Bad Astronomy

The Wonderful

The image above is substantially cool. But it’ll take a moment to explain why. Stick with this; you’ll like it.

In the constellation of Cetus, the whale, is what appears to be a run of the mill red star. At a distance of about 400 light years, the fact that you can see it with your unaided eye at all means it’s an intrinsically luminous star: at that distance the Sun would be completely invisible.

The star is a red giant, a star that was once much like the Sun but is now terminally ill. Stars make energy in their core through the fusion of light elements into heavier ones; the Sun is currently fusing hydrogen into helium. Eventually it will run out of hydrogen, and will begin to fuse helium into carbon and oxygen. In 7 billion years or so the helium in the core will run out as well. The carbon and oxygen ash from the process will form a ball about the size of the Earth. It will contract and get incredibly hot. Helium outside the core, previously unavailable for fusion (like having a spare can of gasoline in the trunk of your car) will start to fuse in a thin shell surrounding the core. This will dump vast amounts of heat into the outer part of the Sun, which will respond like any gas will when heated: it will expand and cool.

The Sun will become a red giant. But thin shell helium fusion is unstable, and so a red giant can expand and contract, sometimes almost in a spasm, ejecting material off its surface, and briefly becoming very luminous before settling down again. This will happen three or four times for the Sun, and it will totally eject its outer layers, exposing the hot core to space*. When this is all done, the Sun will be a white dwarf, and will slowly cool for the next few hundred billion years.

The image at the top shows a star that is undergoing this process right now. Called Mira – “wonderful” – it’s slightly more massive than the Sun, and far older. It has only a short time left – maybe only hundreds of thousands of years, maybe less – before its paroxysms slough off that last bit of outer layer, and it becomes a white dwarf. These spasms change its luminosity, and we see this as a brightening and dimming of the star; it’s sometimes too faint to see with the unaided eye, and other times can brighten considerably.

Mira has long been studied by astronomers to give us insight on what will happen when the Sun dies. Observations have revealed the star isn’t round: that makes sense, since it is ejecting huge amounts of material in expanding clouds. It has a small companion, a more normal star that appears to be collecting some of the ejected material and forming it into a disk around itself.

Mira is definitely wonderful, in the sense of evoking wonder. And now we have found out it’s even more amazing than we thought. Most stars near the Sun orbit the center of the Galaxy at roughly the same speed, but some are faster than others. Mira, it so happens, is plowing through this local region of space at about 130 kilometers per second (about 80 miles per second). There is gas and dust out there, a thin haze floating among the stars. As Mira screams through this fog, the gas it is ejecting as it convulses is blown backwards, leaving a long tail behind it – imagine running down the street with a smoke bomb in your hand and you’ll get the idea.

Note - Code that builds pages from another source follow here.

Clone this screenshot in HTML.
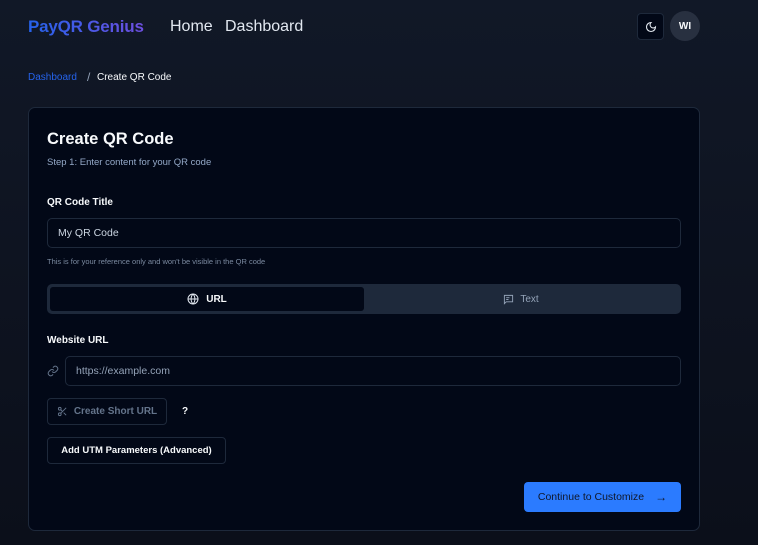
<!DOCTYPE html>
<html><head><style>
*{box-sizing:border-box;margin:0;padding:0}
body{width:758px;height:545px;overflow:hidden;font-family:"Liberation Sans",sans-serif;background:linear-gradient(#111827,#0b0f1a);color:#f8fafc;position:relative}
.a{position:absolute;white-space:nowrap}
.inp{position:absolute;border:1px solid #1e293b;border-radius:5px;font-size:10.5px;color:#cbd5e1;padding-left:10px;display:flex;align-items:center}
.btn{position:absolute;border:1px solid #1e293b;border-radius:4px;font-size:10px;font-weight:bold;display:flex;align-items:center;justify-content:center;white-space:nowrap}
</style></head><body>
<div class="a" style="left:28px;top:17px;font-size:17px;letter-spacing:-0.2px;font-weight:bold;background:linear-gradient(90deg,#2563eb,#6d4fe0);-webkit-background-clip:text;color:transparent">PayQR Genius</div>
<div class="a" style="left:170px;top:18px;font-size:16px;color:#e2e8f0">Home</div>
<div class="a" style="left:225px;top:18px;font-size:16px;color:#e2e8f0">Dashboard</div>
<div class="a" style="left:637px;top:13px;width:27px;height:27px;border:1px solid #1e293b;border-radius:4px;background:#020817;display:flex;align-items:center;justify-content:center">
<svg width="12" height="12" viewBox="0 0 24 24" fill="none" stroke="#e2e8f0" stroke-width="2.2"><path d="M12 3a6 6 0 0 0 9 9 9 9 0 1 1-9-9Z"/></svg></div>
<div class="a" style="left:670px;top:11px;width:30px;height:30px;border-radius:50%;background:#283040;font-size:10px;font-weight:bold;display:flex;align-items:center;justify-content:center">WI</div>
<div class="a" style="left:28px;top:72px;font-size:10px;color:#2563eb">Dashboard</div>
<div class="a" style="left:87px;top:70px;font-size:12px;color:#94a3b8">/</div>
<div class="a" style="left:97px;top:72px;font-size:10px;color:#f8fafc">Create QR Code</div>

<div class="a" style="left:28px;top:107px;width:672px;height:424px;background:#020817;border:1px solid #1e293b;border-radius:7px"></div>
<div class="a" style="left:47px;top:130px;font-size:16.5px;font-weight:bold">Create QR Code</div>
<div class="a" style="left:47px;top:157px;font-size:9.5px;color:#94a9c8">Step 1: Enter content for your QR code</div>
<div class="a" style="left:47px;top:197px;font-size:10px;font-weight:bold">QR Code Title</div>
<div class="inp" style="left:47px;top:218px;width:634px;height:30px">My QR Code</div>
<div class="a" style="left:47px;top:257px;font-size:7.5px;color:#7b8aa0">This is for your reference only and won't be visible in the QR code</div>
<div class="a" style="left:47px;top:284px;width:634px;height:30px;background:#1e293b;border-radius:5px"></div>
<div class="a" style="left:50px;top:287px;width:314px;height:24px;background:#020817;border-radius:3px;display:flex;align-items:center;justify-content:center;font-size:10px;font-weight:bold">
<svg width="12" height="12" viewBox="0 0 24 24" fill="none" stroke="#e2e8f0" stroke-width="2" style="margin-right:7px"><circle cx="12" cy="12" r="10"/><path d="M2 12h20M12 2a15 15 0 0 1 0 20M12 2a15 15 0 0 0 0 20"/></svg>URL</div>
<div class="a" style="left:364px;top:287px;width:314px;height:24px;display:flex;align-items:center;justify-content:center;font-size:10px;color:#94a3b8">
<svg width="11" height="11" viewBox="0 0 24 24" fill="none" stroke="#94a3b8" stroke-width="2" style="margin-right:6px"><path d="M3 3h18v14H7l-4 4z"/><path d="M7 8h7M7 12h5"/></svg>Text</div>
<div class="a" style="left:47px;top:335px;font-size:10px;font-weight:bold">Website URL</div>
<svg class="a" style="left:47px;top:365px" width="12" height="12" viewBox="0 0 24 24" fill="none" stroke="#64748b" stroke-width="2"><path d="M10 13a5 5 0 0 0 7.5.5l3-3a5 5 0 0 0-7-7l-1.7 1.7"/><path d="M14 11a5 5 0 0 0-7.5-.5l-3 3a5 5 0 0 0 7 7l1.7-1.7"/></svg>
<div class="inp" style="left:65px;top:356px;width:616px;height:30px;color:#94a3b8">https://example.com</div>
<div class="btn" style="left:47px;top:398px;width:120px;height:27px;color:#64748b">
<svg width="11" height="11" viewBox="0 0 24 24" fill="none" stroke="#64748b" stroke-width="2" style="margin-right:6px"><circle cx="6" cy="6" r="3"/><circle cx="6" cy="18" r="3"/><path d="M20 4 8.1 15.9M14.5 14.5 20 20M8.1 8.1 12 12"/></svg>Create Short URL</div>
<div class="a" style="left:182px;top:406px;font-size:10px;font-weight:bold">?</div>
<div class="btn" style="left:47px;top:437px;width:179px;height:27px;color:#f8fafc;font-size:9.5px">Add UTM Parameters (Advanced)</div>
<div class="a" style="left:524px;top:482px;width:157px;height:30px;background:#2b7bff;border-radius:4px;display:flex;align-items:center;justify-content:center;font-size:10.5px;color:#0f172a">Continue to Customize<span style="margin-left:11px;font-size:12px">→</span></div>
</body></html>
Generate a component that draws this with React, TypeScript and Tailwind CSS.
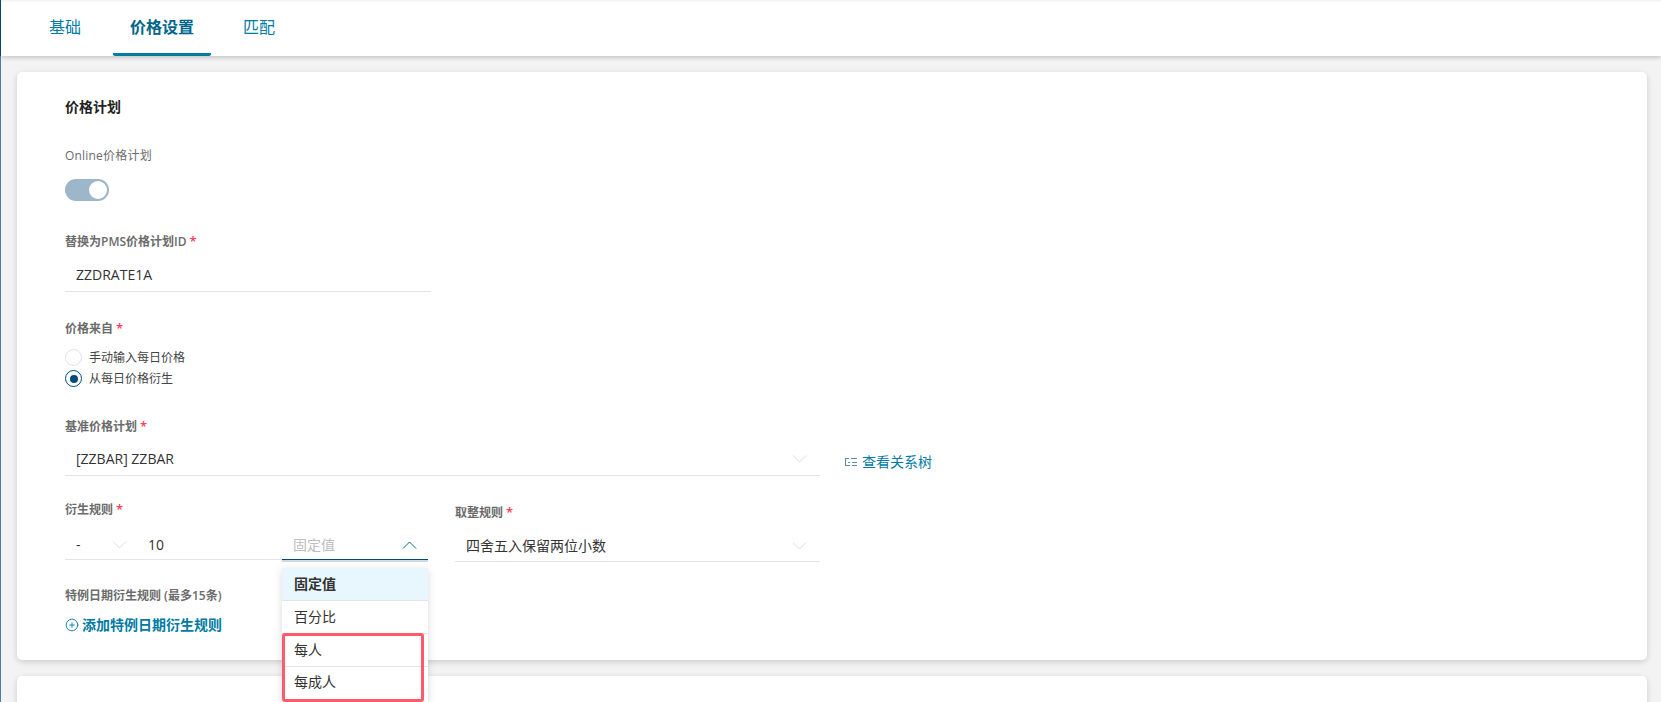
import { CirclePlus } from 'lucide-react';

const font = '[font-family:"Open_Sans","Noto_Sans_CJK_SC",sans-serif]';

const Chevron = ({ up = false, className = '' }: { up?: boolean; className?: string }) => (
  <svg width="15" height="8" viewBox="0 0 15 8" fill="none" className={className}>
    <path d={up ? 'M1 7.5 7.5 1l6.5 6.5' : 'M1 .5 7.5 7 14 .5'} stroke="currentColor" strokeWidth="1" />
  </svg>
);

const Label = ({ text, required = false }: { text: string; required?: boolean }) => (
  <div className="h-[18px] text-xs leading-[20px] font-semibold text-[#6b6b6b]">
    {text}
    {required && <span className="ml-[3px] text-[13px] text-[#ff3b55]">*</span>}
  </div>
);

const Radio = ({ text, checked = false }: { text: string; checked?: boolean }) => (
  <div className="flex h-[21px] items-center gap-[7px] text-xs text-[#444444]">
    {checked ? (
      <span className="flex size-[17px] items-center justify-center rounded-full border-[1.5px] border-[#004b75]">
        <span className="size-[8px] rounded-full bg-[#004b75]" />
      </span>
    ) : (
      <span className="size-[17px] rounded-full border-[1.5px] border-[#e2e2e2]" />
    )}
    {text}
  </div>
);

const Dropdown = () => (
  <div className="absolute top-[8px] left-0 z-10 w-[146px] bg-white text-sm text-[#333333] shadow-[0_2px_8px_rgba(0,0,0,0.15)]">
    <div className="flex h-[33px] items-center border-b border-[#e4e4e4] bg-[#e8f7fd] px-[12px] font-semibold">固定值</div>
    <div className="flex h-[33px] items-center border-b border-[#e4e4e4] px-[12px]">百分比</div>
    <div className="flex h-[33px] items-center border-b border-[#e4e4e4] px-[12px]">每人</div>
    <div className="flex h-[36px] items-center px-[12px] pb-[6px]">每成人</div>
    <div className="absolute top-[65px] left-0 h-[69px] w-[142px] rounded-[3px] border-[3px] border-[#ff5a6e]" />
  </div>
);

export default function App() {
  return (
    <div className={`flex h-[702px] w-full overflow-hidden bg-[#f3f3f3] ${font}`}>
      <div className="flex w-px shrink-0 flex-col">
        <div className="h-[56px] bg-[#004b75]" />
        <div className="flex-1 bg-[#4a80a8]" />
      </div>
      <div className="flex min-w-0 flex-1 flex-col">
        <div className="relative z-10 flex h-[56px] shrink-0 items-stretch gap-[15px] bg-white pl-[31px] text-base text-[#007ba3] shadow-[0_2px_4px_rgba(0,0,0,0.18),inset_0_3px_3px_-2px_rgba(0,0,0,0.08)]">
          <div className="flex items-center px-[17px] pb-[3px]">基础</div>
          <div className="flex items-center rounded-b-[2px] border-b-[3px] border-[#007ba3] px-[17px] font-semibold text-[#00668c]">价格设置</div>
          <div className="flex items-center px-[17px] pb-[3px]">匹配</div>
        </div>
        <div className="flex flex-col gap-[16px] pt-[16px] pr-[14px] pl-[16px]">
          <div className="rounded-[5px] bg-white pt-[25px] pb-[25px] pl-[48px] shadow-[0_2px_6px_rgba(0,0,0,0.16)]">
            <div className="h-5 text-sm leading-5 font-bold text-[#222222]">价格计划</div>

            <div className="mt-[28px] h-[18px] text-xs leading-[21px] tracking-[0.2px] text-[#6b6b6b]">Online价格计划</div>
            <div className="mt-[16px] flex h-[22px] w-[44px] items-center justify-end rounded-full bg-[#9db6c9] pr-[2px]">
              <span className="size-[18px] rounded-full bg-white" />
            </div>

            <div className="mt-[30px]"><Label text="替换为PMS价格计划ID" required /></div>
            <div className="h-[43px] w-[366px] border-b border-[#e4e4e4] pt-[10px] pl-[11px] text-sm leading-[32px] text-[#333333]">ZZDRATE1A</div>

            <div className="mt-[26px]"><Label text="价格来自" required /></div>
            <div className="mt-[11px]">
              <Radio text="手动输入每日价格" />
              <Radio text="从每日价格衍生" checked />
            </div>

            <div className="mt-[27px]"><Label text="基准价格计划" required /></div>
            <div className="flex items-end">
              <div className="flex h-[42px] w-[755px] items-center justify-between border-b border-[#e4e4e4] pt-[9px] pr-[13px] pl-[11px] text-sm text-[#333333]">
                [ZZBAR] ZZBAR
                <Chevron className="text-[#dcdcdc]" />
              </div>
              <div className="ml-[25px] flex h-[28px] items-center gap-[5px] text-sm text-[#007ba3]">
                <svg width="12" height="10" viewBox="0 0 12 10" fill="none" stroke="#5f8aa3" strokeWidth="1">
                  <path d="M.5 1v8M0 1.5h4M6 1.5h6M3 5.5h2M7 5.5h5M0 8.5h5M7 8.5h5" />
                </svg>
                查看关系树
              </div>
            </div>

            <div className="mt-[23px] flex gap-[27px]">
              <div className="w-[363px]">
                <Label text="衍生规则" required />
                <div className="flex h-[43px] items-center pt-[10px] text-sm text-[#333333]">
                  <div className="flex h-full w-[217px] items-center border-b border-[#e4e4e4] pt-[4px] pl-[11px]">
                    <span className="w-[36px]">-</span>
                    <Chevron className="text-[#dcdcdc]" />
                    <span className="ml-[21px]">10</span>
                  </div>
                  <div className="relative h-full w-[146px]">
                    <div className="flex h-full items-center justify-between border-b border-[#004b75] pt-[4px] pr-[11px] pl-[11px] text-[#bdbdbd] shadow-[0_2px_0_rgba(0,75,117,0.2)]">
                      固定值
                      <Chevron up className="text-[#00668c]" />
                    </div>
                    <div className="relative">
                      <Dropdown />
                    </div>
                  </div>
                </div>
              </div>
              <div className="w-[365px] pt-[3px]">
                <Label text="取整规则" required />
                <div className="flex h-[42px] items-center justify-between border-b border-[#e4e4e4] pt-[10px] pr-[13px] pl-[11px] text-sm text-[#333333]">
                  四舍五入保留两位小数
                  <Chevron className="text-[#dcdcdc]" />
                </div>
              </div>
            </div>

            <div className="mt-[24px]"><Label text="特例日期衍生规则 (最多15条)" /></div>
            <div className="mt-[11px] flex h-5 items-center gap-[3px] text-sm font-semibold text-[#007ba3]">
              <CirclePlus size={14} strokeWidth={1.5} />
              添加特例日期衍生规则
            </div>
          </div>
          <div className="h-[120px] rounded-[5px] bg-white shadow-[0_2px_6px_rgba(0,0,0,0.16)]" />
        </div>
      </div>
    </div>
  );
}
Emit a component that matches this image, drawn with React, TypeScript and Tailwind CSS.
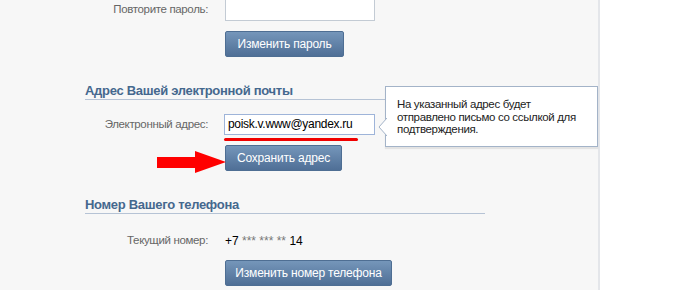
import React from "react";

const font = { fontFamily: '"Liberation Sans", Arial, sans-serif' };

function VkButton({ children, w }: { children: React.ReactNode; w: string }) {
  return (
    <button
      className={`h-[26px] ${w} rounded-[2px] border border-[#4e6e93] bg-gradient-to-b from-[#7596ba] to-[#4f6f96] text-[12px] tracking-[-0.2px] text-white leading-[24px] text-center`}
    >
      {children}
    </button>
  );
}

const label = "w-[208px] text-right text-[11.5px] tracking-[-0.35px] text-[#666]";

export default function App() {
  return (
    <div className="w-[690px] h-[290px] flex overflow-hidden bg-white text-[#222]" style={font}>
      <div className="relative w-[600px] h-full bg-[#f7f7f7] border-r-2 border-[#e4e6ea] flex flex-col">
        {/* Row: repeat password */}
        <div className="flex items-center gap-[17px] mt-[-1px]">
          <div className={label}>Повторите пароль:</div>
          <div className="w-[150px] h-[22px] bg-white border border-[#c3cbd4]" />
        </div>
        <div className="ml-[225px] mt-[10px]">
          <VkButton w="w-[119px]">Изменить пароль</VkButton>
        </div>

        {/* Email heading */}
        <div className="ml-[85px] w-[400px] mt-[26px] text-[13px] tracking-[-0.3px] leading-[16px] font-bold text-[#45688e] border-b border-[#b6c3d5]">
          Адрес Вашей электронной почты
        </div>

        {/* Email row */}
        <div className="relative flex items-center gap-[16px] mt-[14px]">
          <div className={label}>Электронный адрес:</div>
          <div className="w-[151px] h-[21px] bg-white border border-[#9eb4d9] text-[12px] tracking-[-0.3px] leading-[19px] pl-[3px] text-black">
            poisk.v.www@yandex.ru
          </div>
          <div className="absolute left-[224px] top-[24px] w-[134px] h-[3px] rounded-full bg-[#f00000]" />
        </div>
        <div className="ml-[225px] mt-[10px]">
          <VkButton w="w-[117px]">Сохранить адрес</VkButton>
        </div>

        {/* Phone heading */}
        <div className="ml-[85px] w-[400px] mt-[26px] text-[13px] tracking-[-0.3px] leading-[16px] font-bold text-[#45688e] border-b border-[#b6c3d5]">
          Номер Вашего телефона
        </div>

        {/* Phone row */}
        <div className="flex items-center gap-[17px] mt-[19px] h-[16px]">
          <div className={label}>Текущий номер:</div>
          <div className="text-[12px] text-black">
            +7 <span className="text-[#777]">*** *** **</span> 14
          </div>
        </div>
        <div className="ml-[225px] mt-[11px]">
          <VkButton w="w-[167px]">Изменить номер телефона</VkButton>
        </div>

        {/* Red arrow annotation */}
        <svg className="absolute left-[156px] top-[151px]" width="72" height="23" viewBox="0 0 72 23">
          <polygon points="1,6 39,6 39,0 70,11 39,22 39,17 1,17" fill="#ff0000" />
        </svg>

        {/* Tooltip */}
        <div className="absolute left-[385px] top-[86px] w-[213px] h-[61px] bg-white border border-[#a3b3c8] shadow-[0_2px_1px_rgba(0,0,0,0.08)] pl-[11px] pt-[11px] text-[11.5px] tracking-[-0.35px] leading-[12.5px] text-[#222]">
          <div>На указанный адрес будет</div>
          <div>отправлено письмо со ссылкой для</div>
          <div>подтверждения.</div>
          <svg className="absolute left-[-8px] top-[31px]" width="9" height="18" viewBox="0 0 9 18">
            <polygon points="9,0 1,9 9,18" fill="#ffffff" />
            <polyline points="9,0 1,9 9,18" fill="none" stroke="#a3b3c8" strokeWidth="1" />
          </svg>
        </div>
      </div>
    </div>
  );
}
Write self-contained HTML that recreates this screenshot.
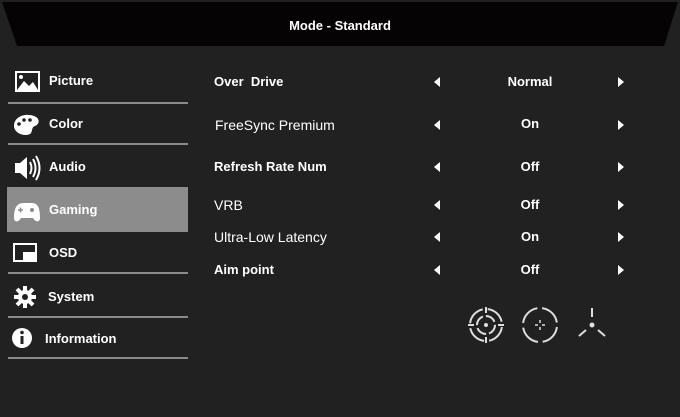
<!DOCTYPE html>
<html><head><style>
body{margin:0;width:680px;height:417px;background:#212121;overflow:hidden;font-family:"Liberation Sans",sans-serif;color:#fff;position:relative}
.t{position:absolute;font-size:13px;font-weight:bold;white-space:nowrap}
.n{font-weight:normal;font-size:14px}
.sep{position:absolute;left:8px;width:180px;height:2px;background:#8a8a8a}
.al,.ar{position:absolute;width:0;height:0;border-top:5px solid transparent;border-bottom:5px solid transparent}
.al{left:434px;border-right:6px solid #fff}
.ar{left:618px;border-left:6px solid #fff}
.v{position:absolute;left:480px;width:100px;text-align:center;font-size:13px;font-weight:bold}
</style></head><body>
<svg style="position:absolute;left:0;top:0" width="680" height="50"><polygon points="2,2 678,2 664,46 17,46" fill="#060304"/></svg>
<div class="t" style="left:0;width:680px;text-align:center;top:18px;font-size:13px">Mode - Standard</div>

<div style="position:absolute;left:7px;top:187px;width:181px;height:45px;background:#8c8c8c"></div>
<div class="sep" style="top:102px"></div>
<div class="sep" style="top:143px"></div>
<div class="sep" style="top:272px"></div>
<div class="sep" style="top:316px"></div>
<div class="sep" style="top:357px"></div>

<svg style="position:absolute;left:0;top:60px" width="50" height="300" fill="#fff">
<rect x="16" y="12" width="23" height="19" fill="none" stroke="#fff" stroke-width="2"/>
<circle cx="21" cy="17" r="2"/><polygon points="17,30 24,21 29,26 33,22 38,30"/>
<path d="M14,66 C14,56 26,53 34,56 C40,58 40,64 35,66 C31,67 33,72 30,74 C24,77 14,73 14,66Z"/>
<circle cx="19" cy="64" r="1.8" fill="#212121"/><circle cx="24" cy="60" r="1.8" fill="#212121"/><circle cx="30" cy="60" r="1.8" fill="#212121"/>
<path d="M15,103 h5 l7,-6 v22 l-7,-6 h-5z"/>
<path d="M30,102 q3,6 0,12 M33,99 q5,9 0,18 M36,96 q7,12 0,24" stroke="#fff" stroke-width="2" fill="none"/>
<path d="M14,158 C14,146 18,143 24,143 H31 C37,143 40,146 40,158 C40,162 36,163 33,158 H21 C18,163 14,162 14,158Z"/>
<path d="M18,150 h5 M20.5,147.5 v5" stroke="#8c8c8c" stroke-width="1.5"/><circle cx="32" cy="150" r="2" fill="#8c8c8c"/>
<rect x="14" y="184" width="22" height="17" fill="none" stroke="#fff" stroke-width="2"/><rect x="23" y="192" width="12" height="8"/>
<circle cx="25" cy="237" r="7"/><path d="M25,226v22M14,237h22M17,229l16,16M33,229l-16,16" stroke="#fff" stroke-width="4"/><circle cx="25" cy="237" r="3" fill="#212121"/>
<circle cx="22" cy="278" r="10"/><rect x="20.5" y="276" width="3" height="8" fill="#212121"/><circle cx="22" cy="272.5" r="1.8" fill="#212121"/>
</svg>
<div class="t" style="left:49px;top:73px">Picture</div>
<div class="t" style="left:49px;top:116px">Color</div>
<div class="t" style="left:49px;top:159px">Audio</div>
<div class="t" style="left:49px;top:202px">Gaming</div>
<div class="t" style="left:49px;top:245px">OSD</div>
<div class="t" style="left:48px;top:289px">System</div>
<div class="t" style="left:45px;top:331px">Information</div>

<div class="t" style="left:214px;top:74px">Over&nbsp; Drive</div>
<div class="t n" style="left:215px;top:117px">FreeSync Premium</div>
<div class="t" style="left:214px;top:159px">Refresh Rate Num</div>
<div class="t n" style="left:214px;top:197px">VRB</div>
<div class="t n" style="left:214px;top:229px">Ultra-Low Latency</div>
<div class="t" style="left:214px;top:262px">Aim point</div>

<div class="v" style="top:74px">Normal</div>
<div class="v n" style="top:116px;font-weight:bold">On</div>
<div class="v" style="top:159px">Off</div>
<div class="v" style="top:197px">Off</div>
<div class="v n" style="top:229px">On</div>
<div class="v" style="top:262px">Off</div>

<div class="al" style="top:77px"></div><div class="ar" style="top:77px"></div>
<div class="al" style="top:120px"></div><div class="ar" style="top:120px"></div>
<div class="al" style="top:162px"></div><div class="ar" style="top:162px"></div>
<div class="al" style="top:200px"></div><div class="ar" style="top:200px"></div>
<div class="al" style="top:232px"></div><div class="ar" style="top:232px"></div>
<div class="al" style="top:265px"></div><div class="ar" style="top:265px"></div>

<svg style="position:absolute;left:450px;top:290px" width="180" height="70" fill="none" stroke="#ddd" stroke-width="2">
<circle cx="36" cy="35" r="16" stroke-dasharray="20 5" stroke-dashoffset="-2"/>
<circle cx="36" cy="35" r="9" stroke-dasharray="11 3"/>
<circle cx="36" cy="35" r="2" fill="#ddd" stroke="none"/>
<path d="M18,35h6M48,35h6M36,17v6M36,47v6"/>
<circle cx="90" cy="35" r="17" stroke-dasharray="22 4.7" stroke-dashoffset="-2"/>
<path d="M90,30v3M90,37v3M85,35h3M92,35h3" stroke-width="1.5"/>
<path d="M142,18v9M136,40l-7,6M148,40l7,6"/>
<circle cx="142" cy="35" r="2.5" fill="#ddd" stroke="none"/>
</svg>
</body></html>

Now take another look at the image at the top of this page. Mira is on the right hand side, and is moving left to right. The long tail of ejected material is incredible – it’s 13 light years long! It has taken Mira 30,000 years to move this distance, which means that the material in the left hand side of the tail was ejected 30 millennia ago. If you look at the location of the star itself, you’ll see a parabolic arc in front of it; that’s the bow shock, where Mira’s ejected material is slamming into the material between stars (called the interstellar medium or ISM).

The images are in the ultraviolet, which means the gas is emitting UV radiation. This indicates that the material is being heated by the collision with the ISM, and is slowly losing that energy by glowing in the UV. The images were taken by the Galaxy Explorer (GalEx) mission. In a routine survey, an astronomer noticed that Mira looked fuzzy, so they took deeper images. The tail near the star was revealed, so they scheduled even more observations to trace it out… I can just imagine how surprised they were when they realized what they had found! The image is actually a mosaic of the images GalEx took.

The material blown off will eventually merge with the ISM and form new stars. The elements created in the fusion forge deep inside of Mira will eventually find themselves in new stars, some of which will be like the Sun, or like Mira once was. They too will age, step through the fusion process in their cores, and eventually become red giants… and the cycle starts again. It’s quite possible that some of the heavier elements we see in the Sun itself were seeded into the Galaxy by some anonymous star like Mira more than 5 billion years ago.

So when you look at this image of Mira with its comet-like tail, think on this: you are seeing a star’s way of making new stars. Like life itself, in death is renewal and the foundation for future generations.

*Needless to say, the Earth doesn’t fare well in all this.